Again I left the Circle, this time taking the last piece of Colusa before it left Kensington for Berkeley. This time the spot was marked by a large, official sign. YAY! I only had to backtrack a few feet before turning right on Ocean View Ave. I walked its length to Berkeley Park Blvd. As I crossed both Oakview and yet another segment to Coventry, I was trying to figure out the topology of the roads and the most efficient way to cover them on this or future trips. I rolled the dice and started uphill on Berkeley Park then right on Lexington Rd., which I followed to its dead end.

The Blue House. Note all the blue and white markings going up about as high as one can reach, and cover not just the house, but the mailbox, sidewalk, and even the car! Below is a closeup of the motif. 

Returning to Berkeley Park I considered turning right to finish it off but decided against it and retraced it going downhill to Coventry where I turned left to pick up the next segment of it. I soon came to Eldridge Ct. and, after laughing at their overblown security measures, walked its length, retracing its short length. Across from its intersection with Coventry, I missed something, Marchant Path. Instead, I turned right and continued up Coventry. The map I was using showed neither the path nor all the street names. I soon came to where the map showed two short unnamed dead ends, but I only saw one, Kenilworth Ct.
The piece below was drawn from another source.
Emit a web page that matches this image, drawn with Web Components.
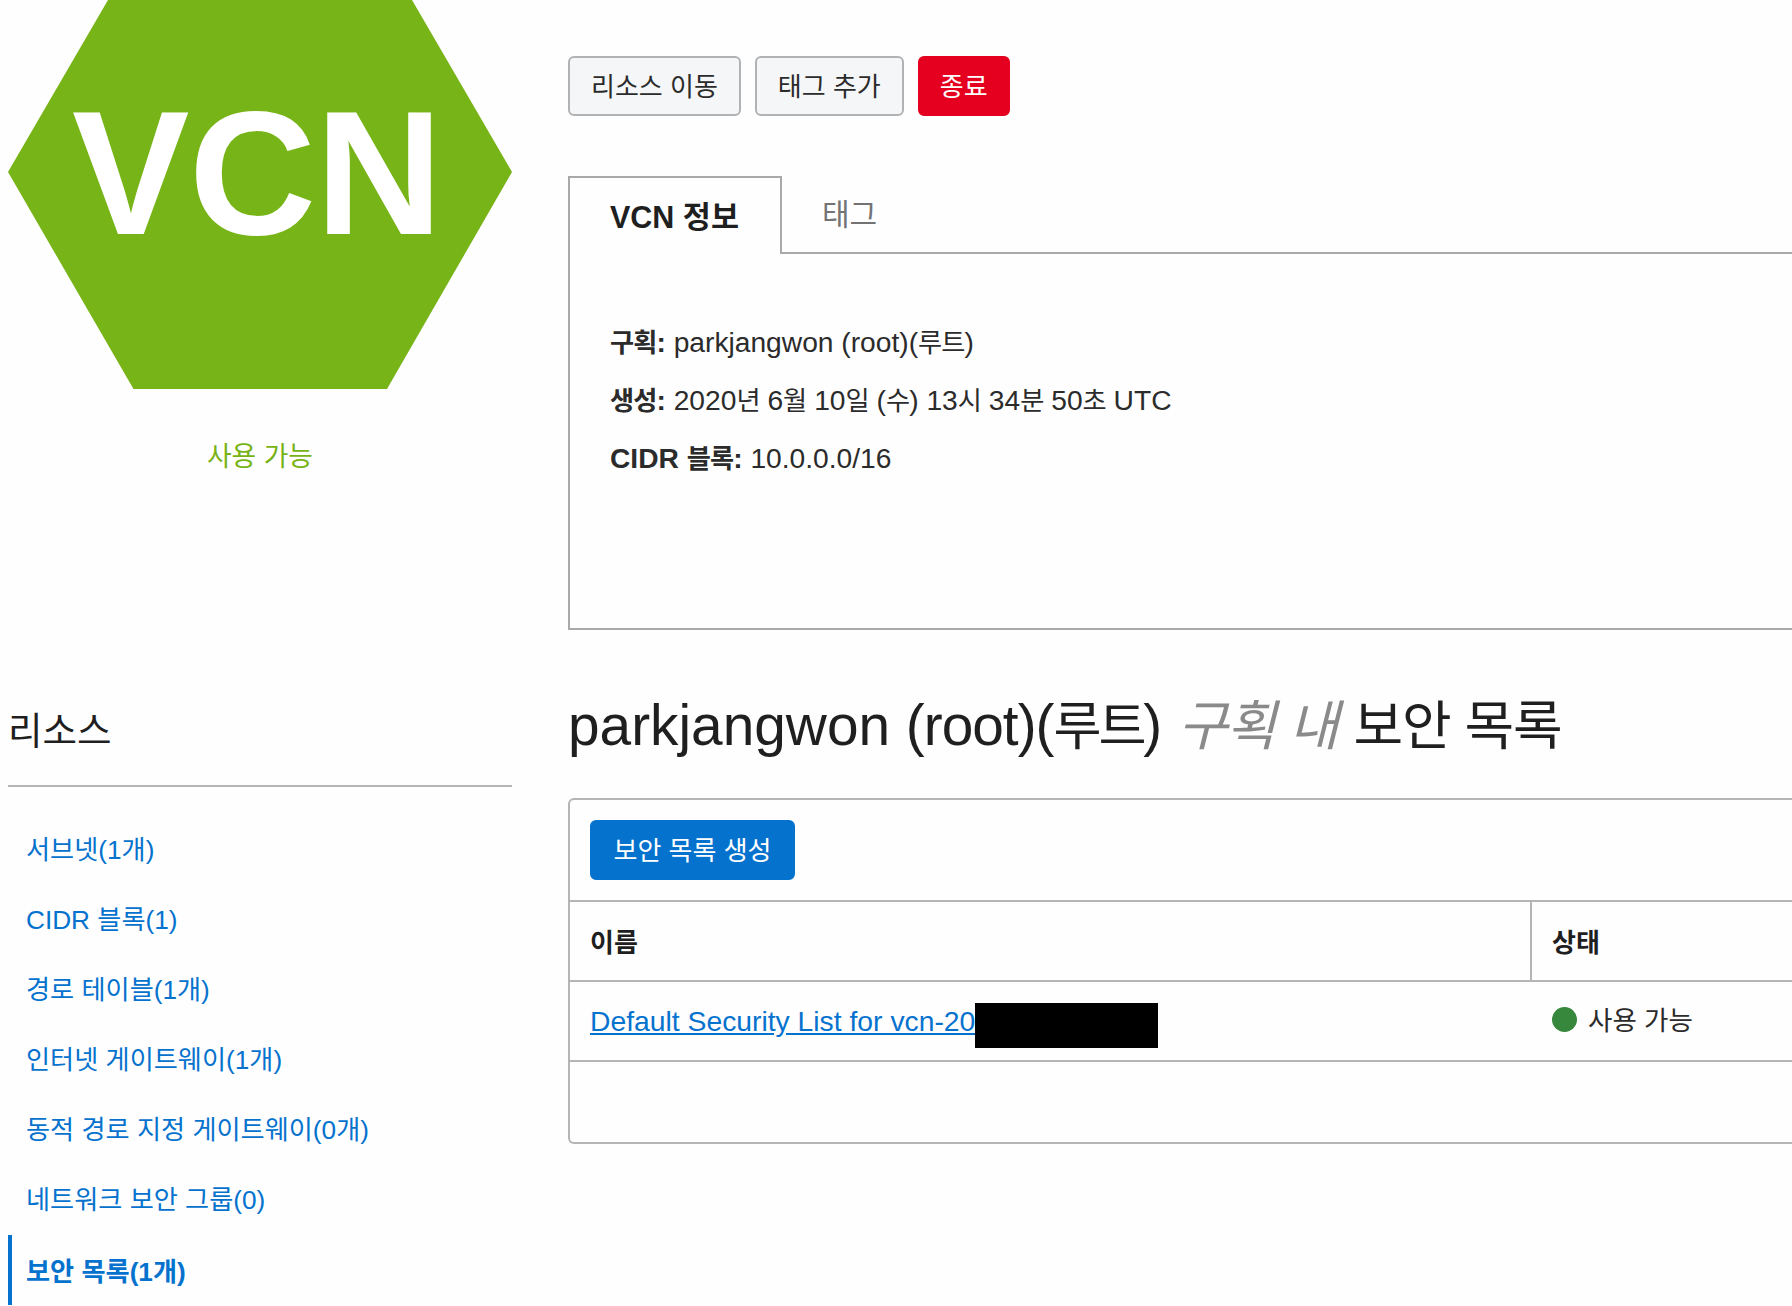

I walked its length, figuring I’d find the other soon. 


Eventually, I came to Willow Ln. could this be it? Instead of being a short dead end, it soon had its own offshoot to the right, Marchant Garden. At this intersection was a house I remembered having seen years before but had forgotten where it was! A picture is worth a thousand words, so I took a couple and, now utterly confused, I pressed on. The road soon came to an end at Stratford Rd., which is part of my route from home to the Circle. By this time, Willow had become Richardson Rd., so I had walked the length of both!


I turned back and, at the distinctive house, turned left onto Marchant Gardens, another short dead end. I returned and retraced my way back to Coventry. At that point there was also yet another dead end, Marchant Ct. The end, as it turned out, was also where the other end of Marchant Path should have emerged. I didn’t see it, but neither was I looking for it. Instead, I got back to Coventry and began my final return to the circle. But as I passed Kenilworth Ct., I noticed a sign I’d missed earlier. It turned out that I’d mistaken Loran Ct. for a driveway. I’ll be shocked if it isn’t Kensington’s shortest street. I walked all fifty or so feet of it. There are all of two houses on it. 


I then retraced the rest of Coventry until I got to Ocean View (which I’d already completed) where I turned left, walking a block to Oak View Ave. I walked its length, seeing signs that it was going to host a “Night Out” block party soon probably within the hour. But I had my own such party to attend and I finished the length of Oakview at the Circle. The weather was comfortable all day, but it was now past six and I was bushed!


               Valley Rd.

            Santa Fe Ave.

            Colusa Ave.

            Ocean View Ave.

            Lexington Rd.

            Eldridge Ct.

            Kenilworth Ct.

            Willow Ln.

            Richardson Rd.

            Marchant Gardens

            Marchant Ct.

            Loran  Ct.

            Oak View Ave.


            Berkeley Park Blvd.

Added to:


The YIMBY Project


Left: Loran Ct., all of it, probably the shortest street in Kensington, but I haven't seen 'em all yet!


 Right: The security-conscious residents of Eldridge Ct.